Extract and list every line that contains the word "React".
** start AVAILABLE DATA **
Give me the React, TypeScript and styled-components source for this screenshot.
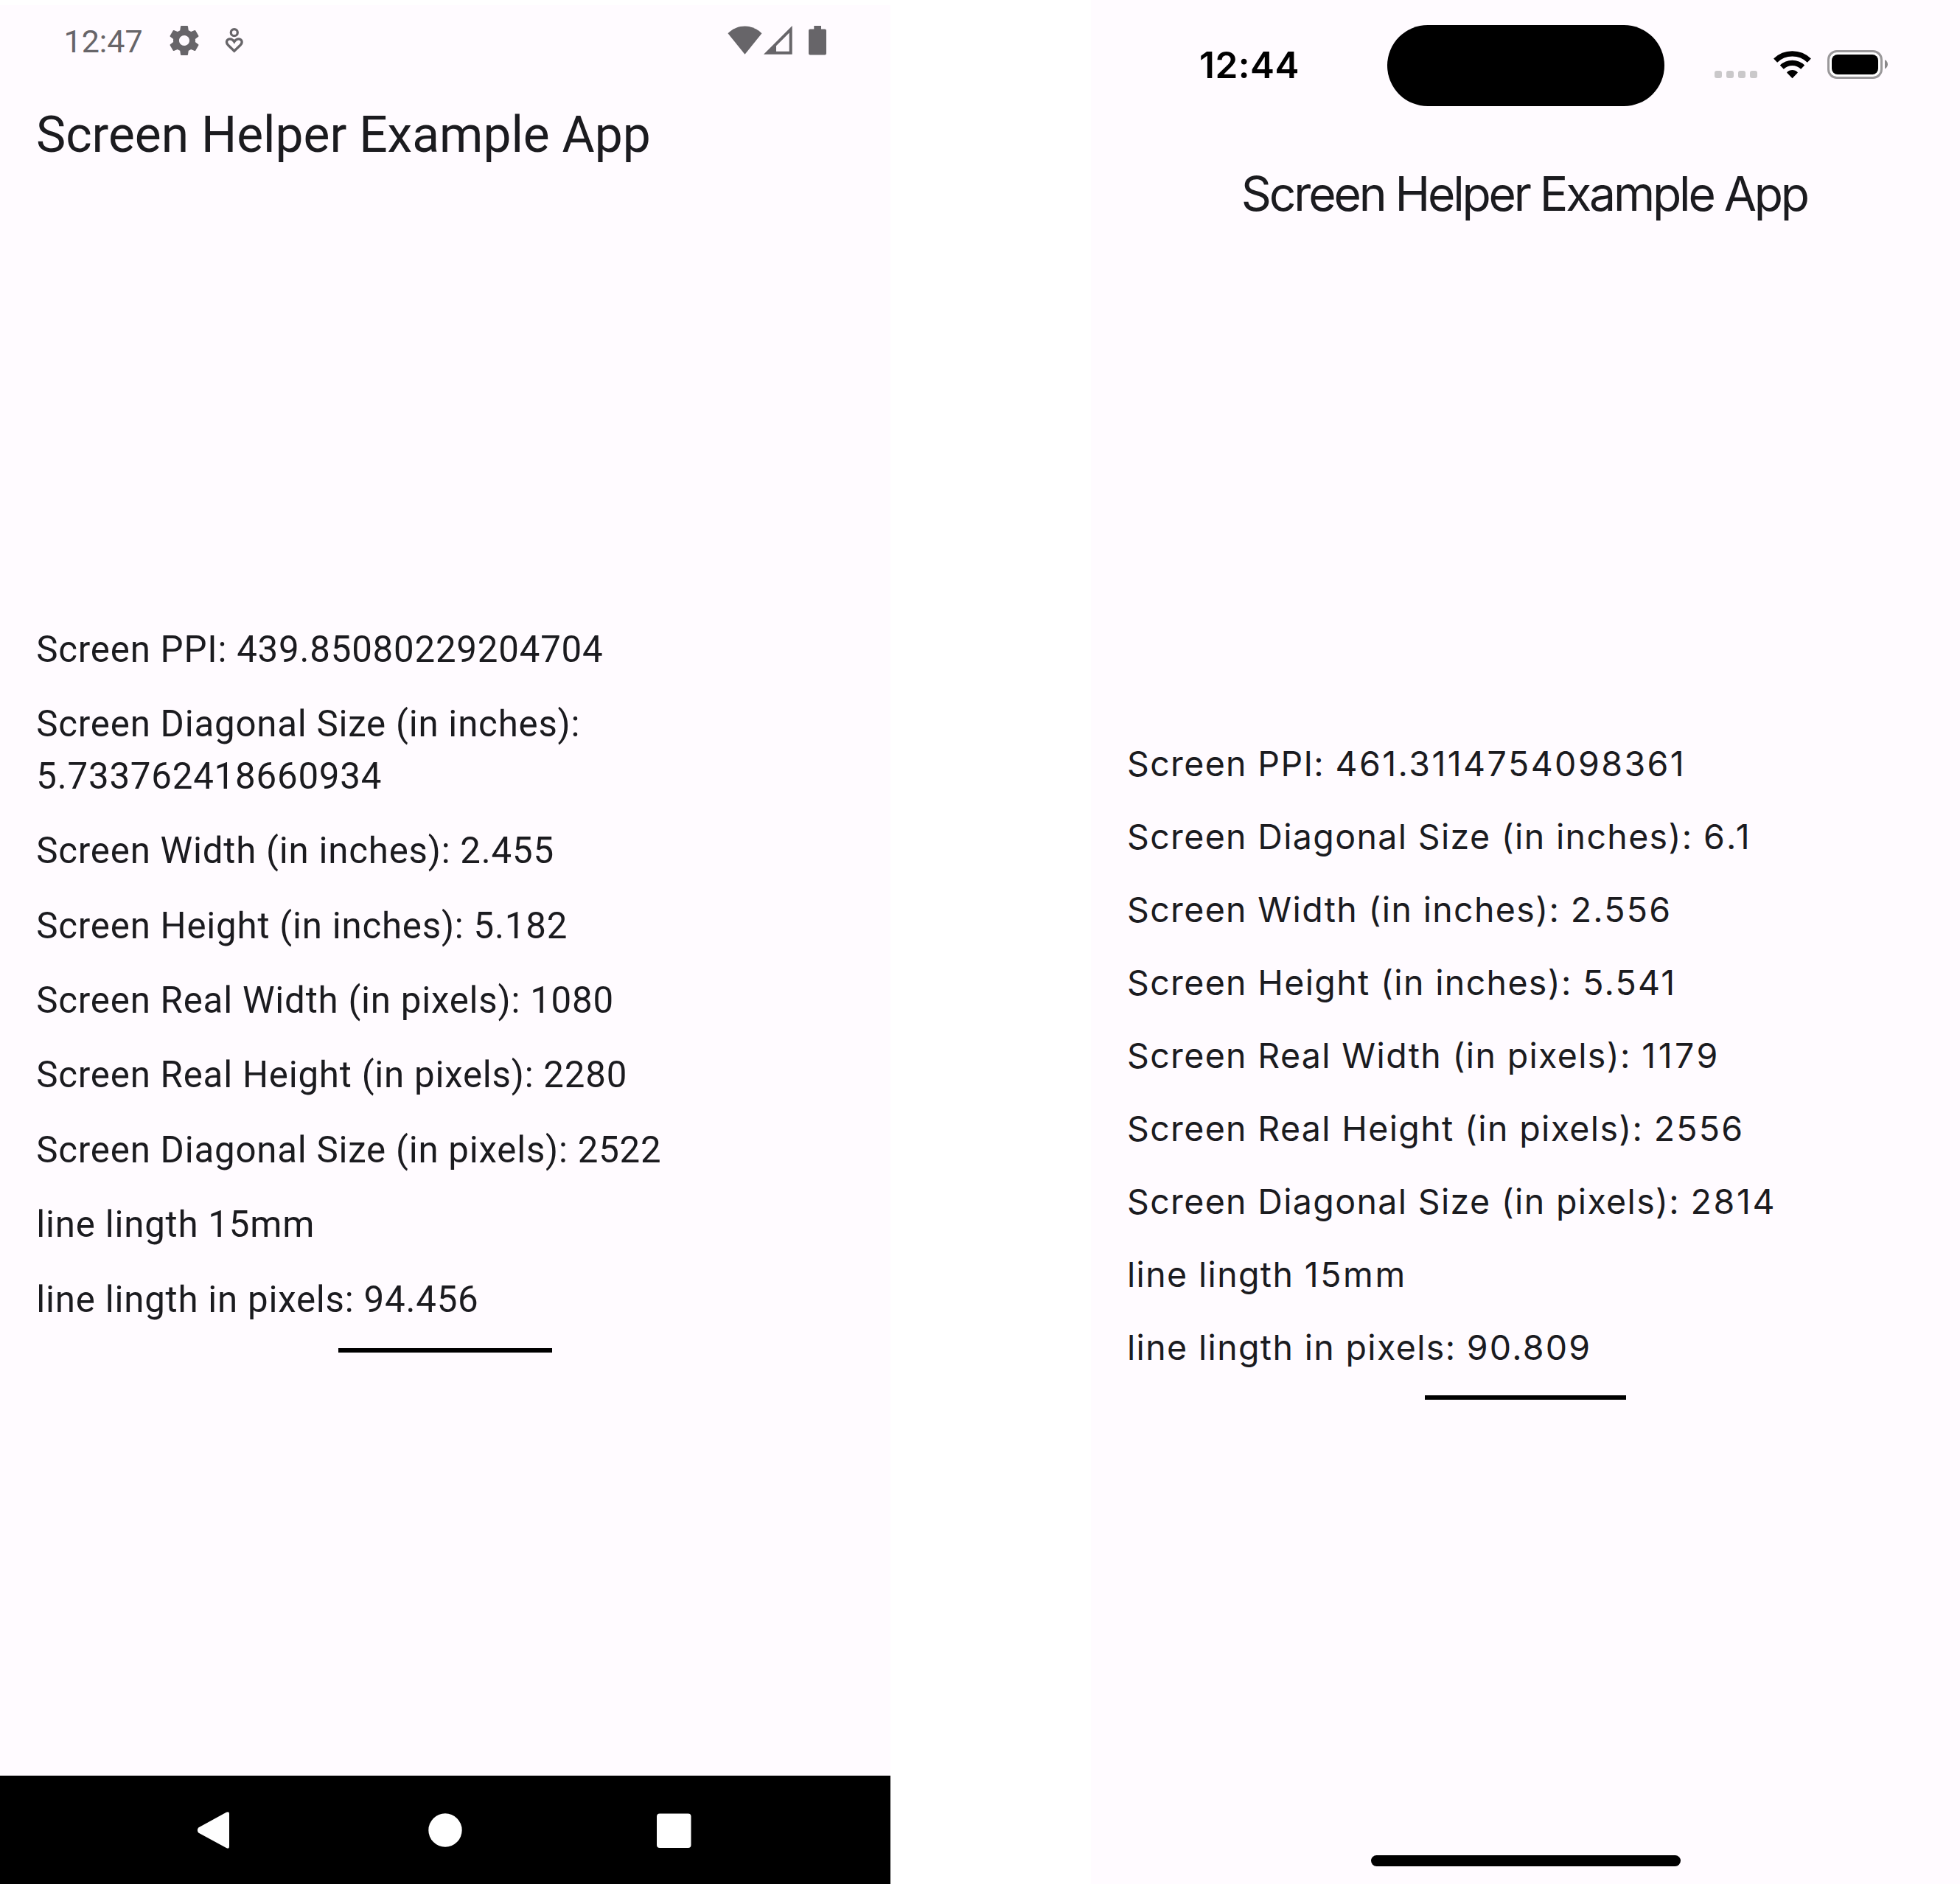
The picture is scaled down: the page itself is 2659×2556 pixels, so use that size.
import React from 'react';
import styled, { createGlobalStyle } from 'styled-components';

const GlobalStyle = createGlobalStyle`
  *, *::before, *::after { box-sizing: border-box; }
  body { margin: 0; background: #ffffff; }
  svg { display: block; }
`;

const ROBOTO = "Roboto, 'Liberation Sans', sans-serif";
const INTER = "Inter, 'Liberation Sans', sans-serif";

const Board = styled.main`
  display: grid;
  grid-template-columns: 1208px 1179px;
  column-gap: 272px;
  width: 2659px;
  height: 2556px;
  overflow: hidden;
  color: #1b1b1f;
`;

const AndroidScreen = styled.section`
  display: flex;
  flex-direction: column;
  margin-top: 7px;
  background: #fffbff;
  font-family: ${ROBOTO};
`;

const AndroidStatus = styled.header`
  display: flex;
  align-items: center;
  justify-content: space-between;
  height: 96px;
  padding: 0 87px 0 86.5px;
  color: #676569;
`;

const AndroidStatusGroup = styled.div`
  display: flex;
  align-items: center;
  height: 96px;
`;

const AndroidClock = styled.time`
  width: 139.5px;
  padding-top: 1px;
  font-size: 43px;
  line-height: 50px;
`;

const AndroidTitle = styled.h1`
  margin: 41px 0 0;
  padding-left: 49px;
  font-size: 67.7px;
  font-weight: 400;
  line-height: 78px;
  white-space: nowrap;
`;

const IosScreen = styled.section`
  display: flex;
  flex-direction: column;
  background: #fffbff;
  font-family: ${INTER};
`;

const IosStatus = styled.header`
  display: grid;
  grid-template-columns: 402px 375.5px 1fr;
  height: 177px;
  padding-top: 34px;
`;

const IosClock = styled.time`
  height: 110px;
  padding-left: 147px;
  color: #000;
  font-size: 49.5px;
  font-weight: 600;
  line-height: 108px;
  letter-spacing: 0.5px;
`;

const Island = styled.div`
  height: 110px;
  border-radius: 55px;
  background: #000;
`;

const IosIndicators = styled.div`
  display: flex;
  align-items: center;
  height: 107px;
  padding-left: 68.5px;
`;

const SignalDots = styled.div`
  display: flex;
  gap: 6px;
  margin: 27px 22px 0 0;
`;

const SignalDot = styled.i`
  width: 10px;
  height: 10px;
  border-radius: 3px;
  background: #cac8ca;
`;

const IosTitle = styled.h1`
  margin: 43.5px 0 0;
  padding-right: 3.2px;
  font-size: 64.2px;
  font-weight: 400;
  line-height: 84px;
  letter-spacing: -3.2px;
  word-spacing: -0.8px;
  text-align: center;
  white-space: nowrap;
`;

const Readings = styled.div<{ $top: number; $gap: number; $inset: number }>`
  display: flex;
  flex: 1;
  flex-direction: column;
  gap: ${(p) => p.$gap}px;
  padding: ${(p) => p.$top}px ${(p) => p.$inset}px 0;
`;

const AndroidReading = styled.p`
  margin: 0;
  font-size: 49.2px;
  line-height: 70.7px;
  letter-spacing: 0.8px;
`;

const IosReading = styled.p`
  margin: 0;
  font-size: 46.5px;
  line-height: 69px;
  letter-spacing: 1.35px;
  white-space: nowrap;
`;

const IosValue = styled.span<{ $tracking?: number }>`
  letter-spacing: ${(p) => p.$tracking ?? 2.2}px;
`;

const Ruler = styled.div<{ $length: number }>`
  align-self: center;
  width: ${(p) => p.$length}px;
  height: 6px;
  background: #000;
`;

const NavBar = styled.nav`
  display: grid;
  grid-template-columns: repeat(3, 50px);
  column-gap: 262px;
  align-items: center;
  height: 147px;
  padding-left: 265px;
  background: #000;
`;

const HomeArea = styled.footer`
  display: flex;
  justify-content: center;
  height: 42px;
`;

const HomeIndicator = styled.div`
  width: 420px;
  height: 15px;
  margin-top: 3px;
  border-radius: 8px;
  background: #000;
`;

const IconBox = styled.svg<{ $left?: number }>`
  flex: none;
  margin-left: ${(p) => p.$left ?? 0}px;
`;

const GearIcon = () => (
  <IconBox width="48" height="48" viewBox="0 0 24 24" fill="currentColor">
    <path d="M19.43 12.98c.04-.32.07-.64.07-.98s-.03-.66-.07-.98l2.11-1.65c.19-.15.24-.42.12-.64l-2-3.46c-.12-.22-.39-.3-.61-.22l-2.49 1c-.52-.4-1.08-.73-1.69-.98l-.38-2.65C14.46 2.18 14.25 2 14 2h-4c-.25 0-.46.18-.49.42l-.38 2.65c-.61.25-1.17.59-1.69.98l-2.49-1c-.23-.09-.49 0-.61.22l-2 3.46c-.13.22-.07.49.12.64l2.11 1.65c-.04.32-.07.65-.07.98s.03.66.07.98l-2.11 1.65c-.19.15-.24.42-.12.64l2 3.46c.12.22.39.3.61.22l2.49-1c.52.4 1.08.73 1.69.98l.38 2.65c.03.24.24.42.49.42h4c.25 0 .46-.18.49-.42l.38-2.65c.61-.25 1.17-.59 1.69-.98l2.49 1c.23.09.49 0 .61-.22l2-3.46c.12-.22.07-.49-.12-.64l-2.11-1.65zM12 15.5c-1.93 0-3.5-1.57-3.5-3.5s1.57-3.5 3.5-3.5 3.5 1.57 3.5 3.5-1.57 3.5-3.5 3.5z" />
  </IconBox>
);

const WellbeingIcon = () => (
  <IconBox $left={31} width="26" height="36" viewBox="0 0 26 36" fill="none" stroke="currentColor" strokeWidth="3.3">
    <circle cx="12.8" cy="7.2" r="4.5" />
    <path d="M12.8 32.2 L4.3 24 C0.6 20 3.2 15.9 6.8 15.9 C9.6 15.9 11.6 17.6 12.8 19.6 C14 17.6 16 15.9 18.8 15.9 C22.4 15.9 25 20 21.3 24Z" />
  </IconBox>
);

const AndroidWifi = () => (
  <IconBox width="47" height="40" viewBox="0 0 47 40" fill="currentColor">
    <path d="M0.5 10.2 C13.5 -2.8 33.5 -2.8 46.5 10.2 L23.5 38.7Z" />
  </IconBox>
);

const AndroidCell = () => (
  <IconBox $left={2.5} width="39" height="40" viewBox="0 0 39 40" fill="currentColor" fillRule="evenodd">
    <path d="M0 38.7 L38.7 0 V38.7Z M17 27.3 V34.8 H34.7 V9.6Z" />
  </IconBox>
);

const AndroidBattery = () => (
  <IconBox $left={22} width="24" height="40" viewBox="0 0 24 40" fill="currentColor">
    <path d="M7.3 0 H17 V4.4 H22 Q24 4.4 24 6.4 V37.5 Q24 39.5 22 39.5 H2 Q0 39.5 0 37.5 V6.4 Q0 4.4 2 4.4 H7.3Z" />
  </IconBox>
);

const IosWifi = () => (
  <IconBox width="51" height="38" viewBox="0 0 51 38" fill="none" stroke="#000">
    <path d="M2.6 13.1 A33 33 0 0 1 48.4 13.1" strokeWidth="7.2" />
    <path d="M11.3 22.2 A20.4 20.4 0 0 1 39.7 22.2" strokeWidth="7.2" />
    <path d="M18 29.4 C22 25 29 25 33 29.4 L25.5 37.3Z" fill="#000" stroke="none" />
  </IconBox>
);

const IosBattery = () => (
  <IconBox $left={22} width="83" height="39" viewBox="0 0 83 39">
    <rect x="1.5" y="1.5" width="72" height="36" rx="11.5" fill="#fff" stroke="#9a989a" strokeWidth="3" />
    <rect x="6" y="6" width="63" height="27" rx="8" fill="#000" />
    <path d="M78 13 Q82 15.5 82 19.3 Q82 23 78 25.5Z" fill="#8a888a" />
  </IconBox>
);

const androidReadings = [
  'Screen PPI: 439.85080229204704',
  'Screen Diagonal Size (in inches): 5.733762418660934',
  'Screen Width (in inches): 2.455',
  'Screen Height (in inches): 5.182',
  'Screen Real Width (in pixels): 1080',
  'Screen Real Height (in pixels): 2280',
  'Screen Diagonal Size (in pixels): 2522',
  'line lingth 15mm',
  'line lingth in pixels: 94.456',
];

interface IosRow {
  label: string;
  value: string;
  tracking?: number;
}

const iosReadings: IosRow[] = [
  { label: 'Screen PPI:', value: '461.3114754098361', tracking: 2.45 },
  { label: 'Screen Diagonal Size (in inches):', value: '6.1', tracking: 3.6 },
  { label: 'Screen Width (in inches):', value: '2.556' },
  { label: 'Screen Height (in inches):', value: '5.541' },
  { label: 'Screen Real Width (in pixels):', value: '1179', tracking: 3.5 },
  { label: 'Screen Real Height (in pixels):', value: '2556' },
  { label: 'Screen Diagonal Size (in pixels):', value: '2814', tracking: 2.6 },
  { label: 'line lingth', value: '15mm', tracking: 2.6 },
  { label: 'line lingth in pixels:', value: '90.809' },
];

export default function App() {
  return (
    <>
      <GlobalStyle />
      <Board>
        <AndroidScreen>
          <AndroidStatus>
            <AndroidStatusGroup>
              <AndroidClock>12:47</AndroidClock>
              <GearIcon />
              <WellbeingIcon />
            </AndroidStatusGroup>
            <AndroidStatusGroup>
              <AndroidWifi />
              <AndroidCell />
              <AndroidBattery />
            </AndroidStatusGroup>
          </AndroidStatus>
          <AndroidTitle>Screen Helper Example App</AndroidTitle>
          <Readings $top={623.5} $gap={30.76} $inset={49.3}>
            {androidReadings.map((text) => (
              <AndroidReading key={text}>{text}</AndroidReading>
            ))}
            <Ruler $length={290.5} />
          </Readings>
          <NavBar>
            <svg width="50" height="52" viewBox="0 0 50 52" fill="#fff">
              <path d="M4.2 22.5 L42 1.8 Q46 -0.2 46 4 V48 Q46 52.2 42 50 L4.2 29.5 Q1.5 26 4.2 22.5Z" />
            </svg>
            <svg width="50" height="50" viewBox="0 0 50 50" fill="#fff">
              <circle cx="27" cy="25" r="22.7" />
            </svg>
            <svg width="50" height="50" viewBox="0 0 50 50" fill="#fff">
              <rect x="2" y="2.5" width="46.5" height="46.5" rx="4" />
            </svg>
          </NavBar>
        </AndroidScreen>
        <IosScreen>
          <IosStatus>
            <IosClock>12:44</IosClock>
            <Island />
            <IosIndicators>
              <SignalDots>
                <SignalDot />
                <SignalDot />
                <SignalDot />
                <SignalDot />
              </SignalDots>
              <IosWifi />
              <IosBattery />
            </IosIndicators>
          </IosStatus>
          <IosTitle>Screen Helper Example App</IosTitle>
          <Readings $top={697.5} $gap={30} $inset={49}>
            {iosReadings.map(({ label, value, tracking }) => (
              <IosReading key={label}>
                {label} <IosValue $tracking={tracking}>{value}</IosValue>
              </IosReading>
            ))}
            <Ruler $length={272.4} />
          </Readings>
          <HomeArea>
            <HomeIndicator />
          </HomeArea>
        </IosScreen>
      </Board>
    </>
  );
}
** end AVAILABLE DATA **
--- EXERCISE RESPONSE ---
Give me the React, TypeScript and styled-components source for this screenshot.
import React from 'react';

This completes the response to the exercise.